Source excerpt —
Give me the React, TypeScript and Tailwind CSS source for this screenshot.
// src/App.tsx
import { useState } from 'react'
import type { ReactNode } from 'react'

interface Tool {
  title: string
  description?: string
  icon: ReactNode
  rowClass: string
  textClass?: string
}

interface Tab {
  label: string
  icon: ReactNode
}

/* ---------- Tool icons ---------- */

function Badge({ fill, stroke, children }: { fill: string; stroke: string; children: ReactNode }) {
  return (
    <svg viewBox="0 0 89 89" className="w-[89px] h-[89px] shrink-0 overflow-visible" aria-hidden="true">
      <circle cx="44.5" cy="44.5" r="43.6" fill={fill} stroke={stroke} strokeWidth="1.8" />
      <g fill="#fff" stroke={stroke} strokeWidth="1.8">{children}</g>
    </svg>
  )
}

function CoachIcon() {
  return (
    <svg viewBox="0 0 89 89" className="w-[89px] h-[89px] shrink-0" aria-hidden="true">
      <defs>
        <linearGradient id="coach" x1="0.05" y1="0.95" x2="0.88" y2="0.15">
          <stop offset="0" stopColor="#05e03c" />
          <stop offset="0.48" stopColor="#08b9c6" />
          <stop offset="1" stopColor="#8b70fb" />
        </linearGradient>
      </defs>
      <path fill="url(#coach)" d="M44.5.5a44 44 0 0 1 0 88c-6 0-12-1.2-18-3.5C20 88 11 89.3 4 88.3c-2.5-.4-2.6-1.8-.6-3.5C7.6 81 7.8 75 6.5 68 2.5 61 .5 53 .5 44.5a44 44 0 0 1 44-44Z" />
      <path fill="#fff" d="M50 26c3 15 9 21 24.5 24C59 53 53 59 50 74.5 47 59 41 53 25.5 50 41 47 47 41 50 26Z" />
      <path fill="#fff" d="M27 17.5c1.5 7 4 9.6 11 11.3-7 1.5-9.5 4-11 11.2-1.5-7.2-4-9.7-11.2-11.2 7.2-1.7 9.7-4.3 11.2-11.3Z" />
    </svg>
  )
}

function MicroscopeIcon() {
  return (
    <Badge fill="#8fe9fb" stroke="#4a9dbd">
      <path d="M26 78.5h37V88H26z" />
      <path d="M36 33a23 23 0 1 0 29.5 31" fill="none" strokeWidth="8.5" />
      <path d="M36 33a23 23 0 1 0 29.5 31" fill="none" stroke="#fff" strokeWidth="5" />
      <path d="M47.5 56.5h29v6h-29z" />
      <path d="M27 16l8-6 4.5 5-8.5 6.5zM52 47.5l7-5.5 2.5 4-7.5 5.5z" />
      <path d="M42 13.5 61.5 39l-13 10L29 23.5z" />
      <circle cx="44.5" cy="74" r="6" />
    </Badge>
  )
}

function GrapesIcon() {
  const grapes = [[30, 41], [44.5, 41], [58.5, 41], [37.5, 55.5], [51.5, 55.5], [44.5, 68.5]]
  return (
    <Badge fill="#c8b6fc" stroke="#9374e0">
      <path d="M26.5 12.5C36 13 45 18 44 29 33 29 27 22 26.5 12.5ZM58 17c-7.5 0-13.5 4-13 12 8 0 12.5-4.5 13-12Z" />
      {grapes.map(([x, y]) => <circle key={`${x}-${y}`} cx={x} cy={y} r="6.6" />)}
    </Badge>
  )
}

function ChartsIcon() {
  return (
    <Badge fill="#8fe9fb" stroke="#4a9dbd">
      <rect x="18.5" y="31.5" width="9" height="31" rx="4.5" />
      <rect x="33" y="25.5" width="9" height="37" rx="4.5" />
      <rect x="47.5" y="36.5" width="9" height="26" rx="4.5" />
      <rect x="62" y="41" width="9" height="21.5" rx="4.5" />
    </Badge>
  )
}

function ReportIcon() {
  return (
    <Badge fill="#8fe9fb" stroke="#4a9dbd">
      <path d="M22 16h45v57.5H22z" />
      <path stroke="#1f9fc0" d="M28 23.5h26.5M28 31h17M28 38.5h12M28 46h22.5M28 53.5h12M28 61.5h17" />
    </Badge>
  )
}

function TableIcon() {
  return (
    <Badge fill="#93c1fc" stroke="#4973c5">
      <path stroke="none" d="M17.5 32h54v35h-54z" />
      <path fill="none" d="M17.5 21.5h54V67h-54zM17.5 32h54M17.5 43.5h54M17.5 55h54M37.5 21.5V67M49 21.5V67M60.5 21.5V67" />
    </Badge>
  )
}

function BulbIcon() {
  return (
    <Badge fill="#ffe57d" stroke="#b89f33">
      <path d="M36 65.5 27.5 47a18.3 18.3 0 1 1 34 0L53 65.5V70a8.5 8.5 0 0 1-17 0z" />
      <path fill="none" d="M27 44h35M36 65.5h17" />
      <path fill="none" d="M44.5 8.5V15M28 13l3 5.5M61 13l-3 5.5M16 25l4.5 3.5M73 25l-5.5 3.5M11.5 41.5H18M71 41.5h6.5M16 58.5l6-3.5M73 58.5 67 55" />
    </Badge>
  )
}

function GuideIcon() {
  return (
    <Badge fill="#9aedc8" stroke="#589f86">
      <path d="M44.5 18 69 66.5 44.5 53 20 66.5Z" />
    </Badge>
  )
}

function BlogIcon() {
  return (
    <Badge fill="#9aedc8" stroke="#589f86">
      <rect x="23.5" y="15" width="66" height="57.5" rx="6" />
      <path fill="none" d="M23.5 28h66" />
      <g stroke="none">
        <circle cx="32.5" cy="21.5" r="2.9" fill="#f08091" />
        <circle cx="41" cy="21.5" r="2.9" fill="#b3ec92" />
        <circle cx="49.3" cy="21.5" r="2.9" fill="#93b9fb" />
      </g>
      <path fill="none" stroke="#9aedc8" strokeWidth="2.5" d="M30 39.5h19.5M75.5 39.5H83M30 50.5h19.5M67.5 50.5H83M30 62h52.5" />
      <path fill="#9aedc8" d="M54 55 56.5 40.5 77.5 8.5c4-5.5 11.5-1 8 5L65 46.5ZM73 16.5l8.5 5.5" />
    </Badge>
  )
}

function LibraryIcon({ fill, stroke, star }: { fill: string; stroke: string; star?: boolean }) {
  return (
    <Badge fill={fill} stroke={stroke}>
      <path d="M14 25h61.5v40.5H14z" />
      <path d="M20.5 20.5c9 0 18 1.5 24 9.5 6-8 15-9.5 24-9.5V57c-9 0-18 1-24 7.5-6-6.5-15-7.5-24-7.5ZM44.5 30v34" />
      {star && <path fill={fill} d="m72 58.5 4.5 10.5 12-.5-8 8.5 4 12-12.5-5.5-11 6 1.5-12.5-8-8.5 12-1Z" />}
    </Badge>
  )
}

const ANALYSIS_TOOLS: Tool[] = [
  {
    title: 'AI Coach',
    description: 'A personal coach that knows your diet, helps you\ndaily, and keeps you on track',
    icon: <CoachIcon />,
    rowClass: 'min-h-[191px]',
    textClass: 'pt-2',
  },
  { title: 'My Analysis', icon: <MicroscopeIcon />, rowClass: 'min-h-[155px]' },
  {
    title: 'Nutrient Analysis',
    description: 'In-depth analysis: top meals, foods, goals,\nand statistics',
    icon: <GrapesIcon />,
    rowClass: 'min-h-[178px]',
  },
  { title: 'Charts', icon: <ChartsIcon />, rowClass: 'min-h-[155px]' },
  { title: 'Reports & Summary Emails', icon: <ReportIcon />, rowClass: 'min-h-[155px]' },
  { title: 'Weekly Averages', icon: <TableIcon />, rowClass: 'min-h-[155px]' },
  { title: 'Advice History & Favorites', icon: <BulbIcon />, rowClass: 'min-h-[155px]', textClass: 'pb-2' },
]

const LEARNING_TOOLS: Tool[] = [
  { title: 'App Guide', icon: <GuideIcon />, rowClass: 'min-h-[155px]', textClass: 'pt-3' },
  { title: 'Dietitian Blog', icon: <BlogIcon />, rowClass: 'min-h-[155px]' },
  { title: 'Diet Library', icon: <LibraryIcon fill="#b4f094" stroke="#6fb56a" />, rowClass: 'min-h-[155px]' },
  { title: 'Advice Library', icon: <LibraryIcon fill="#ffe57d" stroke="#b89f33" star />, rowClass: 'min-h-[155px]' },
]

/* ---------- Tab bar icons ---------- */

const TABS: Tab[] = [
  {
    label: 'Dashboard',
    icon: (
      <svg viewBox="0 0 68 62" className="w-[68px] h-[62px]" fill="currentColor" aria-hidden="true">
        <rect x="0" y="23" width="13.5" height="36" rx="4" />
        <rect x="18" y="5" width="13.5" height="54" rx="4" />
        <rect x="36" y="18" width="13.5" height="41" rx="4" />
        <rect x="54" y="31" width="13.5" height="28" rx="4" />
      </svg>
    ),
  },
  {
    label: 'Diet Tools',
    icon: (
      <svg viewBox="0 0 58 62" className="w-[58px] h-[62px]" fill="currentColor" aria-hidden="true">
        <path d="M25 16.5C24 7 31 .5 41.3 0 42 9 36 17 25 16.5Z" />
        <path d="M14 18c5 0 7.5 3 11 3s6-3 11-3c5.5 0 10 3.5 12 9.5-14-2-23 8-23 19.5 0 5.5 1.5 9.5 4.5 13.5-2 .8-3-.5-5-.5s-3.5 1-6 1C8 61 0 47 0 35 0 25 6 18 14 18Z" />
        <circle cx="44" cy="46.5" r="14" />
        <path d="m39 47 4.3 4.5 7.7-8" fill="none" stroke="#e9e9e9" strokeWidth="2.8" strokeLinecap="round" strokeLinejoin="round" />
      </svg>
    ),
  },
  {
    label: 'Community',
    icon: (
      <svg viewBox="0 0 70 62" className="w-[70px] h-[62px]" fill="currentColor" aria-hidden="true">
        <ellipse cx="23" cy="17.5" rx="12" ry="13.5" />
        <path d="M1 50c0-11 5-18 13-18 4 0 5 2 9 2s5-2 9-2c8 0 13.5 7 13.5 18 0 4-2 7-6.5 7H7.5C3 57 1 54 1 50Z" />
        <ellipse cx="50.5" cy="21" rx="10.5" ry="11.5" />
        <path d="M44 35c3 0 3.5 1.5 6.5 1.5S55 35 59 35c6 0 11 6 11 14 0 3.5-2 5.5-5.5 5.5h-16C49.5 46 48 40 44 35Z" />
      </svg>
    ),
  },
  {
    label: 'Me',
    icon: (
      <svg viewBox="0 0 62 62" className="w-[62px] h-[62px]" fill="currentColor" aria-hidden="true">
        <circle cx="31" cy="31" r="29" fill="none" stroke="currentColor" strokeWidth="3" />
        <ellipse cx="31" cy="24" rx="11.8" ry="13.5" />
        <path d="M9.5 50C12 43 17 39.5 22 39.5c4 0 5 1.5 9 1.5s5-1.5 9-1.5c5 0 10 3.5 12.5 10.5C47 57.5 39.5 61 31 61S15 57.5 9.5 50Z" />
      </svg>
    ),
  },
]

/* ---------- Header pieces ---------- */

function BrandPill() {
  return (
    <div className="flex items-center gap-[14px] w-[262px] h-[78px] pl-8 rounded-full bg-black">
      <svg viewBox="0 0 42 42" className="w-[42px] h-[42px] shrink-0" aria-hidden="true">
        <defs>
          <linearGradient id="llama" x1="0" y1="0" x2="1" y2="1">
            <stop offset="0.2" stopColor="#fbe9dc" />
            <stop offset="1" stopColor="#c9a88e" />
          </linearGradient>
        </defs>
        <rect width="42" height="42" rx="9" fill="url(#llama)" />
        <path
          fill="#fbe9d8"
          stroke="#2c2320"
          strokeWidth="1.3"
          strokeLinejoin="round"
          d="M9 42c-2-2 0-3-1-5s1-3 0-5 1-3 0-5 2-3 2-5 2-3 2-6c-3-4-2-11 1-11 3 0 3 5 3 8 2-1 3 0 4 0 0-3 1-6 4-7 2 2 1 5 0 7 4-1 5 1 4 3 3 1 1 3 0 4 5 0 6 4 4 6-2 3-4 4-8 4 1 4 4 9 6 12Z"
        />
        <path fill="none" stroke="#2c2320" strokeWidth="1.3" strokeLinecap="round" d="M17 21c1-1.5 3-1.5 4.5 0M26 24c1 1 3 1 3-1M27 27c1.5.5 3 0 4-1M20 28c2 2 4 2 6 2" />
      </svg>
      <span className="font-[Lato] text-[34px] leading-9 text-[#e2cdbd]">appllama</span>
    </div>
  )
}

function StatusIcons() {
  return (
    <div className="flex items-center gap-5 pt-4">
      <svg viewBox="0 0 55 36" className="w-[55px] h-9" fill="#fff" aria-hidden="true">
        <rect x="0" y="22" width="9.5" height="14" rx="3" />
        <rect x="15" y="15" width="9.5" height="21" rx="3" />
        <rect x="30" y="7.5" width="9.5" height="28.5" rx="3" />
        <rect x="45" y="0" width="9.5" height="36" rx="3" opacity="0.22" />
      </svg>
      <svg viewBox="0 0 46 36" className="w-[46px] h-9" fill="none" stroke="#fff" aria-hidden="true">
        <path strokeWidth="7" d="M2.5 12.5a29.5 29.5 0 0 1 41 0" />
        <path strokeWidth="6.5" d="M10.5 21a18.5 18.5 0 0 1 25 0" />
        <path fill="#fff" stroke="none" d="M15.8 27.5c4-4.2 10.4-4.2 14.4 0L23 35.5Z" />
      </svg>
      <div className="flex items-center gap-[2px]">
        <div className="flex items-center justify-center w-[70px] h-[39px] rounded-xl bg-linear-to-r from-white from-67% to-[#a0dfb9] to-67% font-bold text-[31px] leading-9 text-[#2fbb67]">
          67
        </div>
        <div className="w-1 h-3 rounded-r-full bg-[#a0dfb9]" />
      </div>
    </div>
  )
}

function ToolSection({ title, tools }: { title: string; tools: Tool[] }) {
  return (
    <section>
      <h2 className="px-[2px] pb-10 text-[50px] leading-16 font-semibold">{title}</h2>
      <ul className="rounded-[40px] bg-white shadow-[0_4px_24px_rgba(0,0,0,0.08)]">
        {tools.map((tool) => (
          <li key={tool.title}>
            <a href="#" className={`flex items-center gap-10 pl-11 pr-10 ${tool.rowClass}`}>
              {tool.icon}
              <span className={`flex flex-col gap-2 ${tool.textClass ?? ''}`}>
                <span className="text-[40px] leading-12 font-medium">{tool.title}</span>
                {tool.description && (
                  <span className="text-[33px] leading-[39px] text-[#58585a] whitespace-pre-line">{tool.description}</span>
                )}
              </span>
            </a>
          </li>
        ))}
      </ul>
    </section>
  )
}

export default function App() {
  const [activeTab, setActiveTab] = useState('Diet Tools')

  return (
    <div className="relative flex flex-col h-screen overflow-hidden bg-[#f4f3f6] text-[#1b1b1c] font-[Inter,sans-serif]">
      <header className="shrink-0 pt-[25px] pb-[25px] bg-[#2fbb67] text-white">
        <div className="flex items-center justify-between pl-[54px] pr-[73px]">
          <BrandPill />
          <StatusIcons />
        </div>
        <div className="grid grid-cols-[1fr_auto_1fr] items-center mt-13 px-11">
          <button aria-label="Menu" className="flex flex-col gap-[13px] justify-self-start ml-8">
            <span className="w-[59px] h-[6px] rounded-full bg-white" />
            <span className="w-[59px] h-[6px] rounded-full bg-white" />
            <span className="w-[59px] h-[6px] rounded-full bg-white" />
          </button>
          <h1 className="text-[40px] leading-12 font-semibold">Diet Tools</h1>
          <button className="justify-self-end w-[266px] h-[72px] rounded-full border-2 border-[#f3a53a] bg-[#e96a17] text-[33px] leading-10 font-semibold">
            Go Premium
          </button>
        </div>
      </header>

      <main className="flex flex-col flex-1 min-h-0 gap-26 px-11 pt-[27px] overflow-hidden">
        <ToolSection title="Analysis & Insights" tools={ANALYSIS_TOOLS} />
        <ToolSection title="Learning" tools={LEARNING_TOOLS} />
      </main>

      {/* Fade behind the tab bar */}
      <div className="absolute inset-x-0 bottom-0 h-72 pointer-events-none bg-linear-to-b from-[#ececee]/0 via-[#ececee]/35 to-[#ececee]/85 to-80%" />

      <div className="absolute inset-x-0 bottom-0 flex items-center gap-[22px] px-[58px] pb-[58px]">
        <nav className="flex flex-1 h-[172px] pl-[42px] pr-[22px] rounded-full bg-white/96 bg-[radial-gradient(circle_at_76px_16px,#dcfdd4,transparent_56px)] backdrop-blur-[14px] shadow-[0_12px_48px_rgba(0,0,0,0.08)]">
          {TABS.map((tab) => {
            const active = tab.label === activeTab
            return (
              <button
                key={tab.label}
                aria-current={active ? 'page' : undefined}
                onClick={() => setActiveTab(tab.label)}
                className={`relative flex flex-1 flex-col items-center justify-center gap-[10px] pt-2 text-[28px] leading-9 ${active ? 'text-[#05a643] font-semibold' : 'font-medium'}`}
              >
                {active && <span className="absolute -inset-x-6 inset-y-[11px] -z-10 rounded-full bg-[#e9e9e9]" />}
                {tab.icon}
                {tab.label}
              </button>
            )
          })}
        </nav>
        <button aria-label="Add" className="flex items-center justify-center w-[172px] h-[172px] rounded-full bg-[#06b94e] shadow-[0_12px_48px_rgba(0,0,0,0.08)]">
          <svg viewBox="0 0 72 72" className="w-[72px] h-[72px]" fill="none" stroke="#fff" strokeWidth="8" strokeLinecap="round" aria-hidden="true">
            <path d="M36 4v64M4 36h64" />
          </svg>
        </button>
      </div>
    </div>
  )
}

What this task involves — Everything from the first line above through the line that contains "Tool icons ---------- */" should be duplicated exactly, please, and nothing beyond it.

Output of the task —
Give me the React, TypeScript and Tailwind CSS source for this screenshot.
// src/App.tsx
import { useState } from 'react'
import type { ReactNode } from 'react'

interface Tool {
  title: string
  description?: string
  icon: ReactNode
  rowClass: string
  textClass?: string
}

interface Tab {
  label: string
  icon: ReactNode
}

/* ---------- Tool icons ---------- */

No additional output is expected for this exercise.